Bisher wurde meist der umgekehrte Fall diskutiert: (Zahn)Ärzte verlangen ein Ausfallhonorar, wenn ein Patient nicht zu einem fest vereinbarten Behandlungstermin erscheint – und diesen auch nicht absagt. Das ist nach Auffassung der Ärztekammer Niedersachsen unter bestimmten Voraussetzungen sogar rechtens (Zahlungspflicht vorher angekündigt; Termin war für eine spezielle Behandlung/OP/Untersuchung vereinbart). Anrechnen muss der Arzt, Einnahmen, die er eventuell durch andere Patienten in der Terminzeit erzielen konnte.

Zahlungsgrund: Bestellte Leistung nicht erbracht

Wenn nun aber der Kunde „Patient“ einen Entschädigung vom Arzt verlangt, erklärt der Bonner Fachanwalt für Medizinrecht und Verwaltungsrecht Dr. Ingo Pflugmacher in der „Ärzte Zeitung“, geht es um zwei Fragen: Besteht überhaupt grundsätzlich ein Schadenersatzanspruch aus vertraglicher oder vorvertraglicher Pflichtverletzung des Arztes? Danach sei im Einzelfall zu klären, welche Ansprüche (Geldwert) gegenüber dem Arzt geltend gemacht werden könnten. Das bedeutet für diesen Termin: Waren Vater und Patientin extra zur Tetanusimpfung bestellt (dann könnte die Ärztin in der Tat ein Problem bekommen, wenn sie keinen Impfstoff vorrätig hat) und welcher Schaden entstand dem Vater durch den vergeblichen Termin tatsächlich? Wie dieser Fall ausgeht ist noch offen. Er liegt nun bei der Ärztekammer.

wir-sind-tierarzt.de meint

Klar ist, dass solche Forderungen auch uns Tierärzte eines Tages „kalt erwischen“ können.
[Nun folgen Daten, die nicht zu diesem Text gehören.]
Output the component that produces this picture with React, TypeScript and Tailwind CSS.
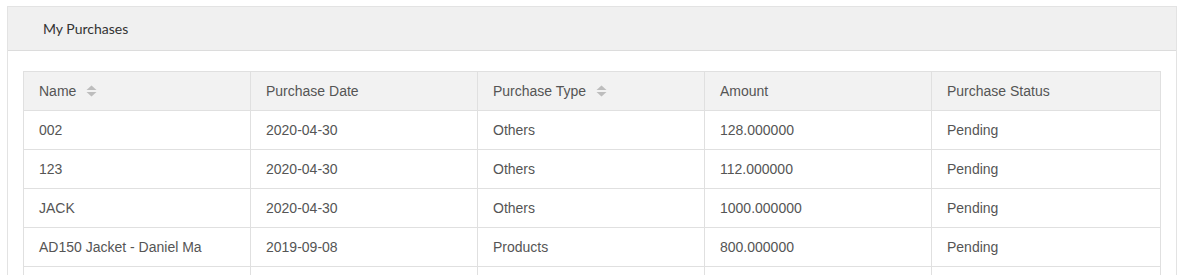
const rows = [
  { name: '002', date: '2020-04-30', type: 'Others', amount: '128.000000', status: 'Pending' },
  { name: '123', date: '2020-04-30', type: 'Others', amount: '112.000000', status: 'Pending' },
  { name: 'JACK', date: '2020-04-30', type: 'Others', amount: '1000.000000', status: 'Pending' },
  { name: 'AD150 Jacket - Daniel Ma', date: '2019-09-08', type: 'Products', amount: '800.000000', status: 'Pending' },
  { name: '', date: '', type: '', amount: '', status: '' },
]

function SortIcon() {
  return (
    <svg width="11" height="12" viewBox="0 0 11 12" className="ml-[10px] inline-block">
      <path d="M0.5 5 L5.5 0.5 L10.5 5 Z" fill="#bdbdbd" />
      <path d="M0.5 7 L5.5 11.5 L10.5 7 Z" fill="#bdbdbd" />
    </svg>
  )
}

const cols = [
  { label: 'Name', sort: true },
  { label: 'Purchase Date', sort: false },
  { label: 'Purchase Type', sort: true },
  { label: 'Amount', sort: false },
  { label: 'Purchase Status', sort: false },
]

export default function App() {
  return (
    <div className="bg-white min-h-screen pt-[6px] pl-[7px] pr-[7px]">
      <div className="border border-[#e3e3e3] bg-white">
        {/* Header */}
        <div className="bg-[#f0f0f0] border-b border-[#dcdcdc] h-[44px] flex items-center pl-[35px]">
          <span className="text-[14px] text-[#333] font-['Lato',sans-serif]">My Purchases</span>
        </div>

        <div className="pt-[20px] pl-[15px] pr-[15px] pb-[20px]">
          <table className="w-full border-collapse table-fixed font-['Liberation_Sans',Arial,sans-serif] text-[14px] text-[#555]">
            <colgroup>
              <col className="w-[227px]" />
              <col className="w-[227px]" />
              <col className="w-[227px]" />
              <col className="w-[227px]" />
              <col />
            </colgroup>
            <thead>
              <tr className="bg-[#f2f2f2]">
                {cols.map((c) => (
                  <th key={c.label} className="h-[39px] border border-[#e0e0e0] pl-[15px] text-left font-normal align-middle">
                    <span className="inline-flex items-center">
                      {c.label}
                      {c.sort && <SortIcon />}
                    </span>
                  </th>
                ))}
              </tr>
            </thead>
            <tbody>
              {rows.map((r, i) => (
                <tr key={i}>
                  {[r.name, r.date, r.type, r.amount, r.status].map((v, j) => (
                    <td key={j} className="h-[39px] border border-[#e0e0e0] pl-[15px] align-middle">
                      {v}
                    </td>
                  ))}
                </tr>
              ))}
            </tbody>
          </table>
        </div>
      </div>
    </div>
  )
}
Klar ist auch, dass die Human-Kollegin ein Managementproblem hatte.
Interessant ist aber, wie ein Arzt diesen Fall in der Ärztezeitung kommentierte, denn darin zeigt sich ein Umdenken der Menschen gegenüber uns Medizinern:

Der Arzt ist Dienstleistungserbringer, mehr nicht !!!  Auch wenn wir es verdrängen sind wir Ärzte in der Meinung des überwiegenden Teils der Bevölkerung reine medizinische Dienstleistungserbringer, die zu funktionieren haben.“

Diese Wahrnehmung kommt (nicht nur) aus dem teuren Ausland. Der Humankollege nennt da „300 $ für fünf Minuten augenärztliche Behandlung in New York wegen Konjunktivitis“ oder „fünf Minuten Hals-Nasen-Ohren-ärztliche Behandlung in einer türkischen Klinik mit Gehörgangsreinigung und Streifeneinlage für 800 €“ – also zunächst mal stolze Preise. Sowas schürt bei den „Kunden“ generell auch entsprechende Erwartungen. Dass der niedergelassene Facharzt hierzulande – so der Kollege – normalerweise irgendwo zwischen zehn und 30 € pro Kassenpatient und Quartal vergütet bekomme, geht unter.

Spannend ist, dass der Vater – in diesem Fall ein Autohändler – für seinen Schaden nicht nur die „40 Minuten vergebliche Wartezeit“ zugrunde legt, sondern die komplette Zeit für seinen Aufwand inklusive Fahrtkosten ersetzt haben will. Das zeigt: Zumindest einige Patienten wissen durchaus, das zu einer „Präsenzleistung“ und deren Preis noch weiterer vor/nachgelagerter Aufwand und Kosten gehören.

Sollte der Mann – womöglich vor Gericht – Recht bekommen, wäre das vielleicht am Ende gar nicht mal so schlecht für beide Seiten: Patienten sollten Termine einhalten; Ärzte aber auch zeitnah die (ein)bestellte Leistung erbringen. Wenn da rechtliche Klarheit herrscht, würden beide Seiten vielleicht verbindlicher und verlässlicher handeln.